▶ _Material_
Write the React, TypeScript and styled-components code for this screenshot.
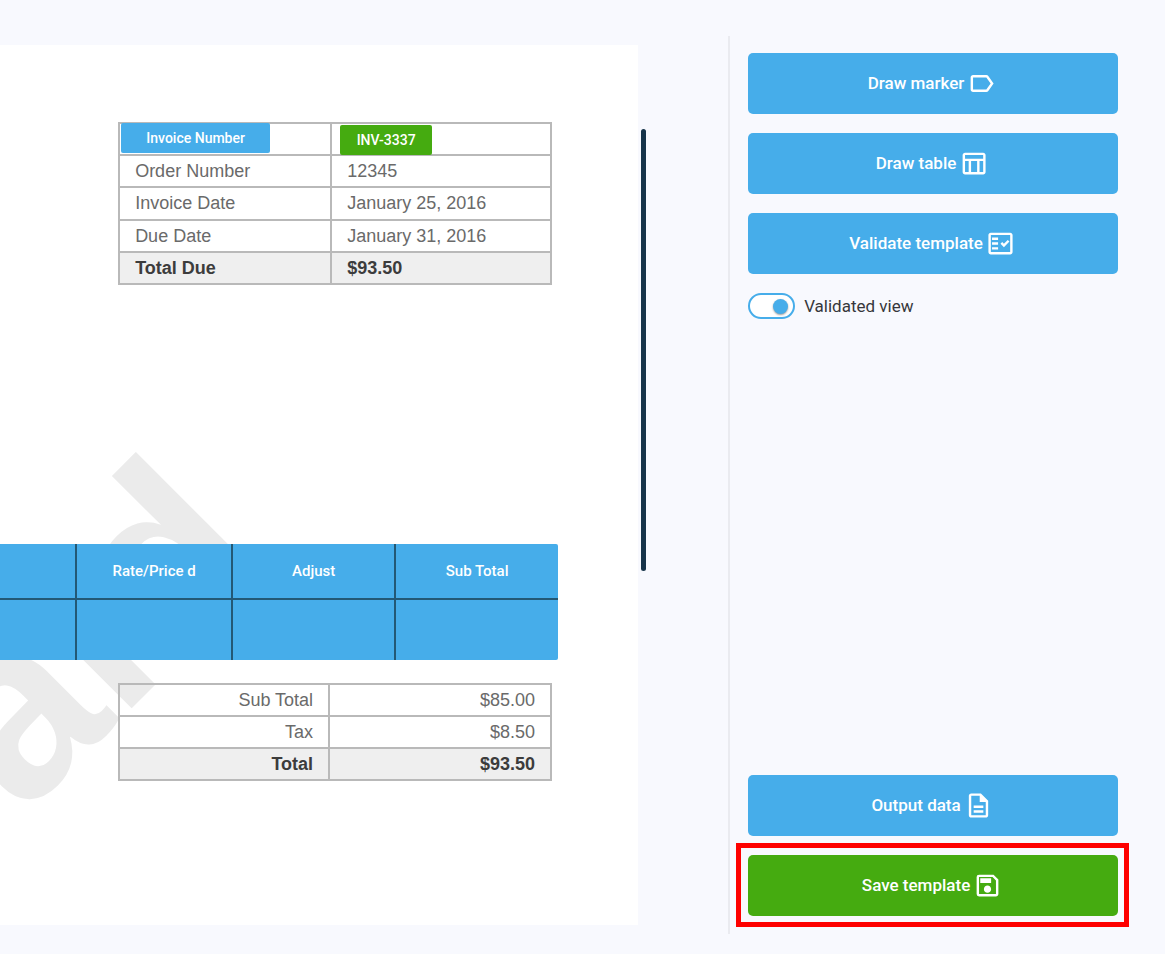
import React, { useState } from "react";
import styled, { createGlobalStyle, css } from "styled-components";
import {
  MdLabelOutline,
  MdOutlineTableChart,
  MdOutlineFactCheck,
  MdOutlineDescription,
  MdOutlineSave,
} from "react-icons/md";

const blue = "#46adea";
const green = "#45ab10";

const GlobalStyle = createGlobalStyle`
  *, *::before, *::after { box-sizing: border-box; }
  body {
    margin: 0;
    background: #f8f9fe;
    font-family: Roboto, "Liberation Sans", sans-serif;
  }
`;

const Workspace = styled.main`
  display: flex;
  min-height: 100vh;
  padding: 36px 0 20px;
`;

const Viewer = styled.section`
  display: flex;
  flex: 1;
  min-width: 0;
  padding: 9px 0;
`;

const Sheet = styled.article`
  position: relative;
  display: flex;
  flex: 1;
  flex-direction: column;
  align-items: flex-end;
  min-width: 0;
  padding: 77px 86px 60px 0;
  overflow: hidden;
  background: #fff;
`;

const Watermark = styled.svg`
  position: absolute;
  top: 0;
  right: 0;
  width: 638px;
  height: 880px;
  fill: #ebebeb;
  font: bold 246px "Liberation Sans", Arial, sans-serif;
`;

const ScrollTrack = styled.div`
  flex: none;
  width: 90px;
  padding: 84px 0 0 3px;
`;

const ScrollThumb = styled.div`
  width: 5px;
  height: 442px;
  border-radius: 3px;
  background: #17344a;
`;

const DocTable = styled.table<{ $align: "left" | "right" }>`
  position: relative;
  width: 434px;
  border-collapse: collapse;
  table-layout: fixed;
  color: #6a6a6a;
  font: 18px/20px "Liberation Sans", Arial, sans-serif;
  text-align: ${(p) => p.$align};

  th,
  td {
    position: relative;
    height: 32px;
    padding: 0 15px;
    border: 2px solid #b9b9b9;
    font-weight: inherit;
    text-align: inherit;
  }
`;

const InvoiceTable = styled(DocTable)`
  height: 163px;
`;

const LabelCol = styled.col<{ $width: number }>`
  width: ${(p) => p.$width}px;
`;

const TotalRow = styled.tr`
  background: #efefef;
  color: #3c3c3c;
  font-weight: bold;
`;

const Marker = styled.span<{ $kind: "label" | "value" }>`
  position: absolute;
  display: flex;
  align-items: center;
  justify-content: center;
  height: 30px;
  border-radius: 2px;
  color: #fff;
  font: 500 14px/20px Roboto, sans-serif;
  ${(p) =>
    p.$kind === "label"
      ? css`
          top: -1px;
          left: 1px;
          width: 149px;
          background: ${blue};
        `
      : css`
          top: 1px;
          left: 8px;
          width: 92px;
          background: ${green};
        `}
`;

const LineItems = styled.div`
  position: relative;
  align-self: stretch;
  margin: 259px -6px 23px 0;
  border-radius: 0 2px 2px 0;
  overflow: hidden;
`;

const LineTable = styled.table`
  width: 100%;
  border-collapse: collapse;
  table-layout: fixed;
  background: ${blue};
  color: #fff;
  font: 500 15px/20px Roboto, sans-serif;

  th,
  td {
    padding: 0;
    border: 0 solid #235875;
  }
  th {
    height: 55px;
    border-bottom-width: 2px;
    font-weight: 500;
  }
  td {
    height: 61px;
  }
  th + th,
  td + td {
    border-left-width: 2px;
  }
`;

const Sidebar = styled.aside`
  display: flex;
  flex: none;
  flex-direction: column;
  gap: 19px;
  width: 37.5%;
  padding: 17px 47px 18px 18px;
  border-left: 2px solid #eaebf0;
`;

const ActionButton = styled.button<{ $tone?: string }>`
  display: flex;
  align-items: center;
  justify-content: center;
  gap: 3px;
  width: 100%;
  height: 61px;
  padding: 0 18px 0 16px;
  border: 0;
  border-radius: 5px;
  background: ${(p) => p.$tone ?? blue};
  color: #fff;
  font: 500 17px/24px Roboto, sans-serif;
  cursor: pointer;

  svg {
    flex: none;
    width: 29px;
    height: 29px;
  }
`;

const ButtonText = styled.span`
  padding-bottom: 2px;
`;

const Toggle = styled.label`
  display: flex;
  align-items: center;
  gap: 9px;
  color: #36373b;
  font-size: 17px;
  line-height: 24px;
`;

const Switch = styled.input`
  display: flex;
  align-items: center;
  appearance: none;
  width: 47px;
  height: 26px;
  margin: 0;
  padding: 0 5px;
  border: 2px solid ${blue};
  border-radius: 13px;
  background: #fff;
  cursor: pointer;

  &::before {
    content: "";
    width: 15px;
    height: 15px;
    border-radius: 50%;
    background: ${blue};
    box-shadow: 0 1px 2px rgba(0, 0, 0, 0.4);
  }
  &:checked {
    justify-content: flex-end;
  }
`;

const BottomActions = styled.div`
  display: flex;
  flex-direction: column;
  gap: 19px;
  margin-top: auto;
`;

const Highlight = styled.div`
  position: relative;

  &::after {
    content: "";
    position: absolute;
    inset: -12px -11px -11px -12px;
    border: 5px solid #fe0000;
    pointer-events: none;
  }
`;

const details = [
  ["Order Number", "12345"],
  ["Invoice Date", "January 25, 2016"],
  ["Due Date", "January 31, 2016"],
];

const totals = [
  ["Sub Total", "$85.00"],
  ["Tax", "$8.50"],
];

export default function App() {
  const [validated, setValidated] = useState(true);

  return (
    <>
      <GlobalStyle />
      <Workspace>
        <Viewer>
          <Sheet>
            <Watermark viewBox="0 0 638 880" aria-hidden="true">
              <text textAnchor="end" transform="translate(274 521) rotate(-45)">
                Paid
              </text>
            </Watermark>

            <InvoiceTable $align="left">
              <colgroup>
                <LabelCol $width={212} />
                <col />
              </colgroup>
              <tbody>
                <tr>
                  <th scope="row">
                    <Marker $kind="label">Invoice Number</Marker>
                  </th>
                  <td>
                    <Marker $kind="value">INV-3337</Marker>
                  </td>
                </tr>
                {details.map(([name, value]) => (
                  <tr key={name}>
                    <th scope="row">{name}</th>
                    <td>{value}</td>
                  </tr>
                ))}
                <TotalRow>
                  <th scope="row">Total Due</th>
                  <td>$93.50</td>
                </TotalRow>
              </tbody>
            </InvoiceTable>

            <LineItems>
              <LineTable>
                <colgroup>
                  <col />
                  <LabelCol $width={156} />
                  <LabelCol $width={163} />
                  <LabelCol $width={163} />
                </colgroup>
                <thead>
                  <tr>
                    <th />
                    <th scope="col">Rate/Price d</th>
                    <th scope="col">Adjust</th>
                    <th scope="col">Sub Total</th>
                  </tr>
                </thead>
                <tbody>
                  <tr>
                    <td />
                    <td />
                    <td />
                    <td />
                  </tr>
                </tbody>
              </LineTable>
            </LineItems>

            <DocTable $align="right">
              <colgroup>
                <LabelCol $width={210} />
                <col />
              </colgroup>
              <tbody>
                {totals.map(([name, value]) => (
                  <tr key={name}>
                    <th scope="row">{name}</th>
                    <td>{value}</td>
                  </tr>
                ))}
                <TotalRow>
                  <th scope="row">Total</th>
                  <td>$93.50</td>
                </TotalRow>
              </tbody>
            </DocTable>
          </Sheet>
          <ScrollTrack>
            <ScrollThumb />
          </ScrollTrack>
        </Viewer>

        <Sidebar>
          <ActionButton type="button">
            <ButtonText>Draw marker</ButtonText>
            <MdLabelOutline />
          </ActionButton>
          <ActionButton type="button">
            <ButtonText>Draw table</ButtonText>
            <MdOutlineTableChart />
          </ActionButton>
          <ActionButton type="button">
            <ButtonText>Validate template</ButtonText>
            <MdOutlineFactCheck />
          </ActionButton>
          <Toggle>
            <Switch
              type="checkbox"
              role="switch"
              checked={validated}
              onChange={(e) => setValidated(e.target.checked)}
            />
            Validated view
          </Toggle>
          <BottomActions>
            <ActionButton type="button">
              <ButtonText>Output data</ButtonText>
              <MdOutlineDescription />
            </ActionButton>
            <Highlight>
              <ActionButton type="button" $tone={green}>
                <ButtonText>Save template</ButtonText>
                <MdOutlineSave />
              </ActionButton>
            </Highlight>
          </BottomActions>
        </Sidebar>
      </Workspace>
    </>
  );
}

▶ _Short exercise_
Scan the material above. Copy each line that holds the word "components".

▶ _Answer for this exercise_
Write the React, TypeScript and styled-components code for this screenshot.
import styled, { createGlobalStyle, css } from "styled-components";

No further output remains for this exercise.